Role play is important for your child’s holistic development

While searching for a right nursery for my three-year-old kid, lately I noticed almost all day-care, pre-school and early education centres have a costume box and role play stations. We all loved playing role play during our childhood, remember?

It is a known fact that children love role playing. They’ll pick get-ups, create dialogue, and use their toys or household items to create characters. Children will pretend to be almost anything they enjoy being. This process of taking on roles and discovering new identities is an important part of their personality and coherent development.

In our family and professional lives, when we need to think about a problem in our own way or understand other’s perspective, we sit back quietly and give it a thought. But how do we create objective thoughts? What tools we use to think differently, from an unbiased perspective?  People do have different perspective. Understanding how other could think is a logical skill, just like any other skill that can be honed, and the sooner it is introduced, the more beneficial it will be in child’s development. Playing a role is like ‘asking yourself’ how others might feel or reply or counter act in a particular situation.

Children enjoy it as a game but if you pay attention, you will find that they are using their understanding and trying to comprehend how the other person will think and react. This type of game includes applying emotional and logical intelligence and thus will help children be more reasonable, tactful and empathetic as they evolve. Not only this, role play also helps children in making career choices. Although we must never push a kid to make a haste decision and also not necessarily, they will become what role they assume while playing as kids, it helps them gauge their potential and makes them aware of possibilities in future.

They love playing doctors, pilots, teachers and many more, though mostly it has been found that children like to play doll-house or Kitchen-set the most in role play games.

Because home and family are the heart of human collaboration (interaction). They use their families, books and illustrations to make sense of what it means to be a ‘mamma’ or ‘papa’. These are not just games but an understanding, an experience that will stay with them for a long time and shape their relationships in coming future. Playing house or festivals with children from different cultural background and different family set up can serve to expand their meaning and expectations of the term ‘family’. The idea will help them have inclusive group, where they treat each other with equality and empathy despite of their gender or religious preferences. In this pretending play, kids reconnoitre what it’s like to be a contributing member of a family and understand family dynamics in a play way.

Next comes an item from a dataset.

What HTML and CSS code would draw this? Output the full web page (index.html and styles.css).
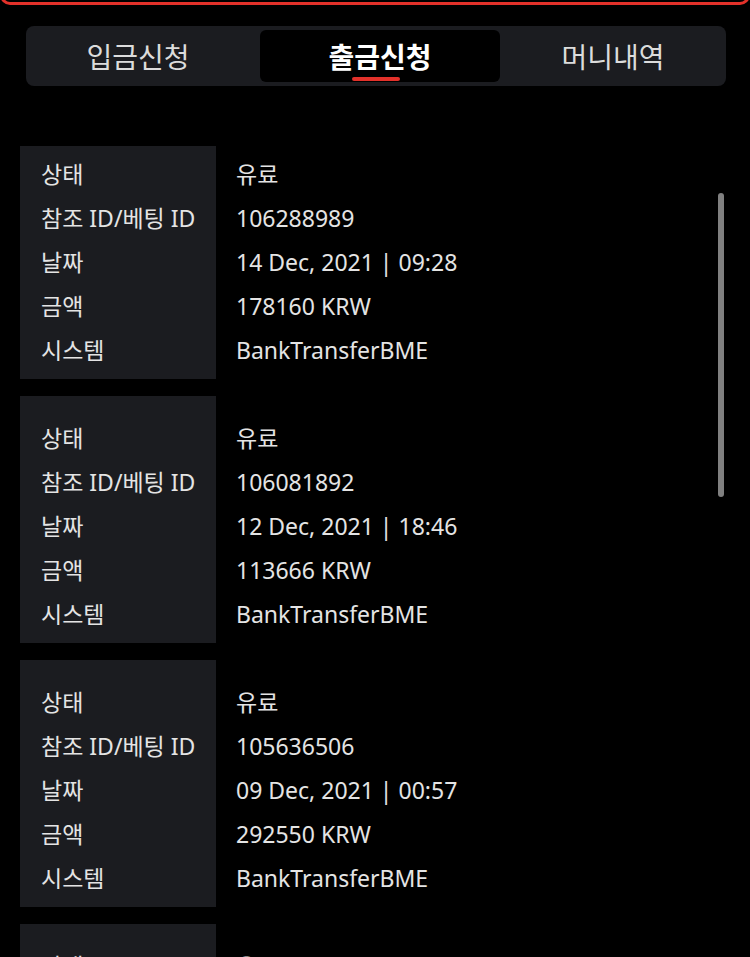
FILE: index.html
```html
<!DOCTYPE html>
<html lang="ko">
<head>
  <meta charset="UTF-8">
  <meta name="viewport" content="width=device-width, initial-scale=1.0">
  <title>출금신청</title>
  <link rel="stylesheet" href="styles.css">
</head>
<body>
  <div class="top-panel"></div>

  <nav class="tabs">
    <a class="tab tab-left">입금신청</a>
    <a class="tab active">출금신청</a>
    <a class="tab tab-right">머니내역</a>
  </nav>

  <div class="history">
    <div class="history-list">
      <div class="card">
        <div class="labels">
          <div>상태</div>
          <div>참조 ID/베팅 ID</div>
          <div>날짜</div>
          <div>금액</div>
          <div>시스템</div>
        </div>
        <div class="values">
          <div>유료</div>
          <div>106288989</div>
          <div>14 Dec, 2021 | 09:28</div>
          <div>178160 KRW</div>
          <div>BankTransferBME</div>
        </div>
      </div>

      <div class="card">
        <div class="labels">
          <div>상태</div>
          <div>참조 ID/베팅 ID</div>
          <div>날짜</div>
          <div>금액</div>
          <div>시스템</div>
        </div>
        <div class="values">
          <div>유료</div>
          <div>106081892</div>
          <div>12 Dec, 2021 | 18:46</div>
          <div>113666 KRW</div>
          <div>BankTransferBME</div>
        </div>
      </div>

      <div class="card">
        <div class="labels">
          <div>상태</div>
          <div>참조 ID/베팅 ID</div>
          <div>날짜</div>
          <div>금액</div>
          <div>시스템</div>
        </div>
        <div class="values">
          <div>유료</div>
          <div>105636506</div>
          <div>09 Dec, 2021 | 00:57</div>
          <div>292550 KRW</div>
          <div>BankTransferBME</div>
        </div>
      </div>

      <div class="card">
        <div class="labels">
          <div>상태</div>
          <div>참조 ID/베팅 ID</div>
          <div>날짜</div>
          <div>금액</div>
          <div>시스템</div>
        </div>
        <div class="values">
          <div>유료</div>
          <div>105412230</div>
          <div>07 Dec, 2021 | 21:14</div>
          <div>150000 KRW</div>
          <div>BankTransferBME</div>
        </div>
      </div>
    </div>
    <div class="scroll-thumb"></div>
  </div>
</body>
</html>
```

FILE: styles.css
```css
body {
  margin: 0;
  background: #000;
  color: #e4e4e4;
  font-family: "Noto Sans", "Noto Sans CJK KR", sans-serif;
  overflow: hidden;
}
.top-panel {
  height: 20px;
  margin-top: -21px;
  border: 3px solid #e3312a;
  border-radius: 0 0 10px 10px;
}
.tabs {
  display: grid;
  grid-template-columns: 230px 240px 1fr;
  height: 52px;
  margin: 21px 24px 0 26px;
  padding: 4px;
  background: #1b1c20;
  border-radius: 8px;
}
.tab {
  display: flex;
  align-items: center;
  justify-content: center;
  font-size: 28px;
  color: #dcdcdc;
  position: relative;
}
.tab-left {
  padding-right: 14px;
}
.tab-right {
  padding-left: 4px;
}
.tab.active {
  background: #000;
  border-radius: 6px;
  color: #fff;
  font-weight: bold;
}
.tab.active::after {
  content: "";
  position: absolute;
  left: 92px;
  bottom: 1px;
  width: 48px;
  height: 4px;
  border-radius: 2px;
  background: #e3312a;
}
.history {
  position: relative;
  height: 811px;
  margin-top: 60px;
  overflow: hidden;
}
.history-list {
  margin-top: -14px;
}
.card {
  display: grid;
  grid-template-columns: 196px 1fr;
  margin: 0 0 17px 20px;
  font-size: 23px;
  line-height: 44px;
}
.labels {
  background: #1b1c20;
  padding: 20px 0 7px 21px;
}
.values {
  padding: 20px 0 7px 20px;
}
.scroll-thumb {
  position: absolute;
  top: 47px;
  right: 26px;
  width: 6px;
  height: 304px;
  border-radius: 3px;
  background: #808080;
}
```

And this, shapes their perception and idea of a happy family/society.

If you ask me, I love playing kitchen sets with my kid. It is a delightful and satiating experience to watch your little one pretend to prepare a dish or bake a cake for you. Cooking is a survival skill that is important regardless of your child’s gender. These small role plays based on household chores help them to assume responsibilities, understand self-control as an adult and shape a well-managed future for them.